The problem: Removing randomly placed parts from a bin requires a complex integration of image recognition software, robots, end-of-arm tooling, robot accessories, and a sophisticated handling strategy. And once the piece is selected, the object must be precisely positioned on the relevant production or assembly line. This capability, called random bin picking, has been difficult to reliably execute in real-world environments. Reliability has been hard to achieve outside of a laboratory.
The solution: Liebherr (liebherr.us) developed a random bin-picking system that integrates computers, software and strategy to make automated random bin-picking more efficient and effective.
The Liebherr system uses a 3D laser scanner to recognize parts with a high level of precision. Software identifies and selects information about items and constraints in the bin provided. Reliable automation components by SCHUNK Inc. (schunk.com), including the rotary unit PR90, swivel unit PW90, and gripper PGN plus, grip and move the items to the desired destinations. One problem with bin picking is that parts can be located close to the bin walls or otherwise difficult to get to; the Schunk rotary unit PR90 provides collision-free access and removal of items from a container, even in difficult situations.
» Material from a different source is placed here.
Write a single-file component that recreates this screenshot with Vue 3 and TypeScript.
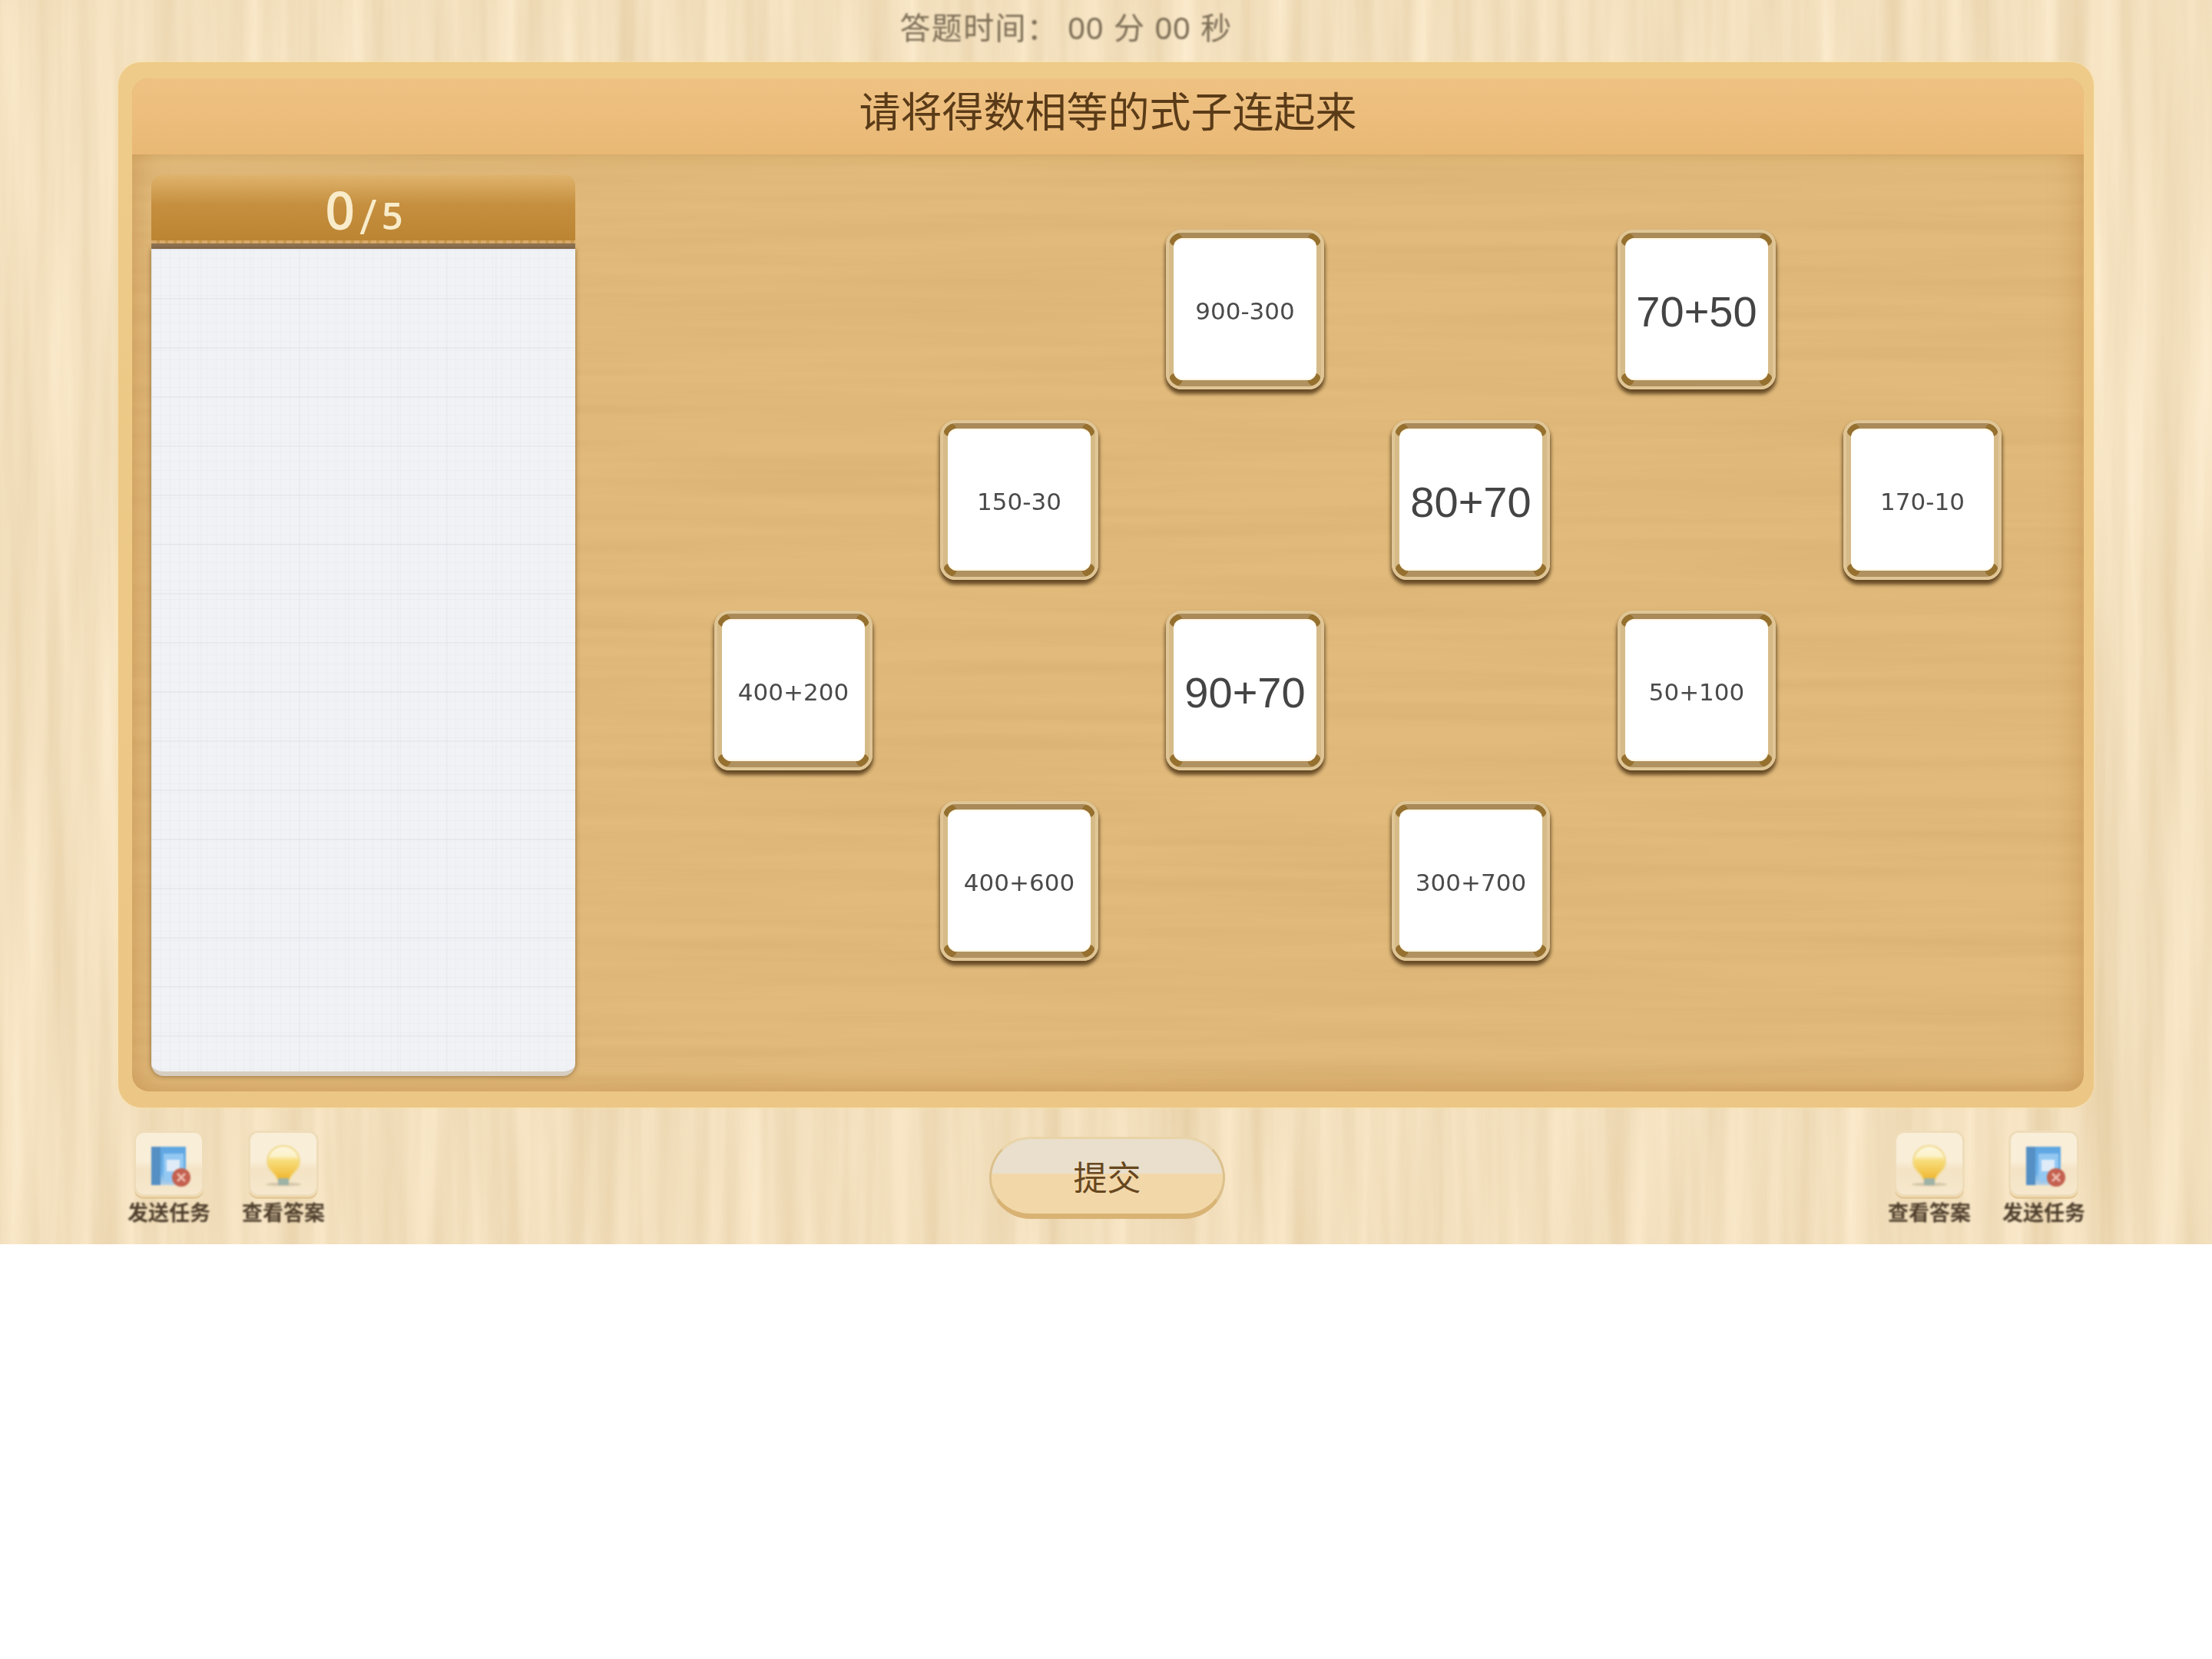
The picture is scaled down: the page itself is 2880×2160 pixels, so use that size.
<script setup lang="ts">
type Card = { label: string; col: number; row: number; big?: boolean };
const cards: Card[] = [
  { label: "900-300", col: 3, row: 1 },
  { label: "70+50", col: 5, row: 1, big: true },
  { label: "150-30", col: 2, row: 2 },
  { label: "80+70", col: 4, row: 2, big: true },
  { label: "170-10", col: 6, row: 2 },
  { label: "400+200", col: 1, row: 3 },
  { label: "90+70", col: 3, row: 3, big: true },
  { label: "50+100", col: 5, row: 3 },
  { label: "400+600", col: 2, row: 4 },
  { label: "300+700", col: 4, row: 4 },
];
const leftTools = ["send", "answer"];
const rightTools = ["answer", "send"];
const toolNames: Record<string, string> = {
  send: "发送任务",
  answer: "查看答案",
};
const toolGroups = [leftTools, rightTools];
</script>

<template>
  <div class="page">
    <svg class="grain" width="2880" height="1620">
      <filter id="woodGrain" x="0" y="0" width="100%" height="100%" color-interpolation-filters="sRGB">
        <feTurbulence type="fractalNoise" baseFrequency="0.025 0.0012" numOctaves="4" seed="7" />
        <feColorMatrix
          values="0.11 0 0 0 0.895
                  0.14 0 0 0 0.805
                  0.2 0 0 0 0.64
                  0 0 0 0 1"
        />
      </filter>
      <rect width="2880" height="1620" filter="url(#woodGrain)" />
    </svg>
    <div class="timer">答题时间： 00 分 00 秒</div>
    <section class="panel">
      <div class="board">
        <svg class="grain board-grain" width="2541" height="1319">
          <filter id="boardGrain" x="0" y="0" width="100%" height="100%" color-interpolation-filters="sRGB">
            <feTurbulence type="fractalNoise" baseFrequency="0.0015 0.05" numOctaves="3" seed="3" />
            <feColorMatrix
              values="0 0 0 0 0.6
                      0 0 0 0 0.42
                      0 0 0 0 0.18
                      0.16 0 0 0 -0.05"
            />
          </filter>
          <rect width="2541" height="1319" filter="url(#boardGrain)" />
        </svg>
        <h1 class="title"><span>请将得数相等的式子连起来</span></h1>
        <div class="content">
          <aside class="score-col">
            <div class="score-head">
              <span class="score-now">0</span><span class="score-sep">/</span><span class="score-total">5</span>
            </div>
            <div class="sheet"></div>
          </aside>
          <div class="cards">
            <div
              v-for="c in cards"
              :key="c.label"
              class="card"
              :style="{ gridColumn: c.col, gridRow: c.row }"
            >
              <div class="card-face" :class="{ big: c.big }">
                <span>{{ c.label }}</span>
              </div>
            </div>
          </div>
        </div>
      </div>
    </section>
    <footer class="bottom">
      <div v-for="(group, i) in toolGroups" :key="i" class="tools">
        <div v-for="t in group" :key="t" class="tool">
          <div class="tool-btn">
            <svg v-if="t === 'send'" width="56" height="62" viewBox="0 0 56 62">
              <defs>
                <linearGradient id="bookFace" x1="0" y1="0" x2="0" y2="1">
                  <stop offset="0" stop-color="#5ea6e2" />
                  <stop offset="0.7" stop-color="#6cb0e8" />
                  <stop offset="1" stop-color="#b6d2e6" />
                </linearGradient>
              </defs>
              <rect x="5" y="9" width="45" height="50" fill="url(#bookFace)" />
              <rect x="5" y="9" width="12" height="50" fill="#558fc4" />
              <rect x="21" y="18" width="26" height="36" fill="#93c8f3" />
              <rect x="25" y="26" width="17" height="15" fill="#dfecf8" />
              <circle cx="44" cy="49" r="12" fill="#c4604f" />
              <path d="M39 44l10 10M49 44L39 54" stroke="#ecbcae" stroke-width="3" />
            </svg>
            <svg v-else width="56" height="62" viewBox="0 0 56 62">
              <defs>
                <linearGradient id="bulbFill" x1="0" y1="0" x2="0" y2="1">
                  <stop offset="0" stop-color="#fdf7e0" />
                  <stop offset="0.3" stop-color="#fcf2c8" />
                  <stop offset="0.42" stop-color="#f8de7e" />
                  <stop offset="1" stop-color="#f0b62e" />
                </linearGradient>
              </defs>
              <ellipse cx="28" cy="58" rx="23" ry="2.5" fill="#d6c8ab" />
              <path
                d="M28 8C16 8 7 17 7 29c0 8 6 12 10 17 2 3 3 5 3 6h16c0-1 1-3 3-6 4-5 10-9 10-17C49 17 40 8 28 8z"
                fill="url(#bulbFill)"
                stroke="#f0d98a"
                stroke-width="2"
              />
              <rect x="21" y="50" width="14" height="9" fill="#9fb2a6" />
            </svg>
          </div>
          <span class="tool-label">{{ toolNames[t] }}</span>
        </div>
      </div>
      <button class="submit">提交</button>
    </footer>
  </div>
</template>

<style scoped>
.page {
  position: relative;
  isolation: isolate;
  width: 2880px;
  height: 1620px;
  overflow: hidden;
  display: flex;
  flex-direction: column;
  font-family: "Liberation Sans", "Noto Sans CJK SC", sans-serif;
  background-color: #f3dfbc;
}
.grain {
  position: absolute;
  left: 0;
  top: 0;
  z-index: -1;
}
.timer {
  height: 81px;
  padding: 13px 104px 0 0;
  box-sizing: border-box;
  text-align: center;
  font-size: 40px;
  line-height: 48px;
  letter-spacing: 1.3px;
  color: #7d6e56;
  filter: blur(0.8px);
}
.panel {
  margin: 0 154px;
  height: 1361px;
  flex: none;
  padding: 21px 13px 21px 18px;
  box-sizing: border-box;
  border-radius: 30px;
  background: linear-gradient(#eecb88, #ecc684);
  box-shadow: 0 0 4px rgba(250, 225, 170, 0.9);
}
.board {
  position: relative;
  isolation: isolate;
  height: 100%;
  border-radius: 22px;
  display: flex;
  flex-direction: column;
  overflow: hidden;
  background: #e2bb7c;
  box-shadow: inset 0 0 40px rgba(180, 122, 52, 0.55);
}
.title {
  position: relative;
  margin: 0;
  height: 99px;
  flex: none;
  text-align: center;
  font-size: 54px;
  font-weight: 400;
  line-height: 90px;
  color: #5a3b18;
  background: linear-gradient(#efc283, #e9b875);
  box-shadow: 0 6px 14px rgba(185, 130, 60, 0.25);
}
.title span {
  display: inline-block;
  filter: blur(0.6px);
}
.content {
  flex: 1;
  display: flex;
  min-height: 0;
}
.score-col {
  width: 552px;
  margin: 27px 0 20px 25px;
  flex: none;
  display: flex;
  flex-direction: column;
}
.score-head {
  height: 96px;
  flex: none;
  box-sizing: border-box;
  padding-left: 2px;
  text-align: center;
  color: #f9eccb;
  font-family: "Open Sans", sans-serif;
  font-weight: 600;
  border-radius: 14px 14px 0 0;
  background:
    repeating-linear-gradient(90deg, #d8aa68 0 7px, #c9994f 7px 11px) left 85px / 100% 4px no-repeat,
    linear-gradient(#8e7354, #8e7354) left bottom / 100% 7px no-repeat,
    linear-gradient(#dfb36c, #c58f3f 40%, #b9822f);
}
.score-now {
  font-size: 68px;
  line-height: 90px;
}
.score-sep {
  margin: 0 6px;
  font-size: 62px;
  font-weight: 400;
  position: relative;
  top: 6px;
}
.score-total {
  font-size: 49px;
}
.sheet {
  flex: 1;
  box-sizing: border-box;
  border-radius: 0 0 16px 16px;
  border-bottom: 6px solid #d6cec0;
  background-color: #f1f2f5;
  background-image:
    linear-gradient(rgba(218, 222, 228, 0.4) 2px, transparent 2px),
    linear-gradient(90deg, rgba(218, 222, 228, 0.2) 2px, transparent 2px),
    linear-gradient(rgba(222, 226, 232, 0.3) 1px, transparent 1px),
    linear-gradient(90deg, rgba(222, 226, 232, 0.3) 1px, transparent 1px);
  background-size: 100% 64px, 64px 100%, 12px 12px, 12px 12px;
  box-shadow: 0 0 6px rgba(90, 60, 20, 0.65);
}
.cards {
  display: grid;
  grid-template-columns: repeat(6, 294px);
  grid-template-rows: repeat(4, 248px);
  justify-items: center;
  align-items: center;
  margin: 78px 0 0 137px;
  align-content: start;
}
.card {
  width: 206px;
  height: 208px;
  box-sizing: border-box;
  padding: 7px 6px 8px;
  border-radius: 20px;
  border: 4px solid #e0c696;
  background:
    radial-gradient(circle at 9px 9px, #96702f 0 8px, transparent 9px) left top / 20px 20px no-repeat,
    radial-gradient(circle at 11px 9px, #96702f 0 8px, transparent 9px) right top / 20px 20px no-repeat,
    radial-gradient(circle at 9px 11px, #96702f 0 8px, transparent 9px) left bottom / 20px 20px no-repeat,
    radial-gradient(circle at 11px 11px, #96702f 0 8px, transparent 9px) right bottom / 20px 20px no-repeat,
    linear-gradient(#a98a58 0 7px, #d6bb88 7px calc(100% - 8px), #b09260 calc(100% - 8px));
  box-shadow: 0 5px 5px 1px rgba(60, 36, 8, 0.75);
}
.card-face {
  width: 100%;
  height: 100%;
  box-sizing: border-box;
  padding-top: 5px;
  display: flex;
  align-items: center;
  justify-content: center;
  background: #fff;
  border-radius: 12px;
  box-shadow: inset 0 2px 1px #fff7e6, inset 0 -2px 1px #fff7e6;
  font-family: "DejaVu Sans", sans-serif;
  font-size: 31px;
  color: #4a4a4a;
}
.card-face span {
  filter: blur(0.7px);
}
.card-face.big {
  font-family: "Liberation Sans", sans-serif;
  font-size: 56px;
  color: #444;
}
.bottom {
  flex: 1;
  display: flex;
  justify-content: space-between;
  padding: 33px 169px 0 170px;
  position: relative;
}
.tools {
  display: flex;
  gap: 49px;
}
.tool {
  width: 100px;
  display: flex;
  flex-direction: column;
  align-items: center;
}
.tool-btn {
  width: 86px;
  height: 80px;
  border-radius: 10px;
  display: flex;
  align-items: center;
  justify-content: center;
  background: linear-gradient(#f9eed8 45%, #f4e3c4 60%, #f6e8cd);
  box-shadow: 0 0 0 3px #efdcb9, 0 4px 0 2px #e5c998;
}
.tool-btn svg {
  filter: blur(0.8px);
}
.tool-label {
  margin-top: 9px;
  white-space: nowrap;
  font-size: 27px;
  line-height: 32px;
  font-weight: 700;
  color: #4f3f2d;
  filter: blur(1px);
}
.submit {
  position: absolute;
  left: 1288px;
  top: 38px;
  width: 307px;
  height: 107px;
  padding: 0 0 2px;
  box-sizing: border-box;
  border: 3px solid #dcc08c;
  border-top-color: #e9d3a8;
  border-bottom: 7px solid #d9b374;
  border-radius: 54px;
  font-family: inherit;
  font-size: 44px;
  color: #67471f;
  background: linear-gradient(#e9dfcc 46%, #f2d8a9 46%);
}
</style>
The bin-picking solutions are available for automotive and commercial vehicle components weighing between 1 kg (2.2 lb) and 50 kg (110.2 lb).
An in-process inspection method is accurate to 0.1 mm. If a recognition failure occurs, the system is delayed for only a short time thanks to an automatic correction strategy built into the software. Process reliability is improved by advances in image recognition technology and computing power in standard PCs.
The proof: Liebherr conducted reference projects with the Fraunhofer Institute (fraunhofer.de) to test complete systems for the automotive industry. One project included the channeling of non-rotationally symmetrical components, which arrive randomly in a bin and must be placed onto production lines and into hardening ovens. An important breakthrough was the increased capability of the object recognition system, which can discern black, brown or rusty parts even with the presence of outside light.
This industrial scale automated bin-picking system increases output through higher productivity; allows workers time for other requirements; and increases reproducibility/consistent quality, according to Liebherr.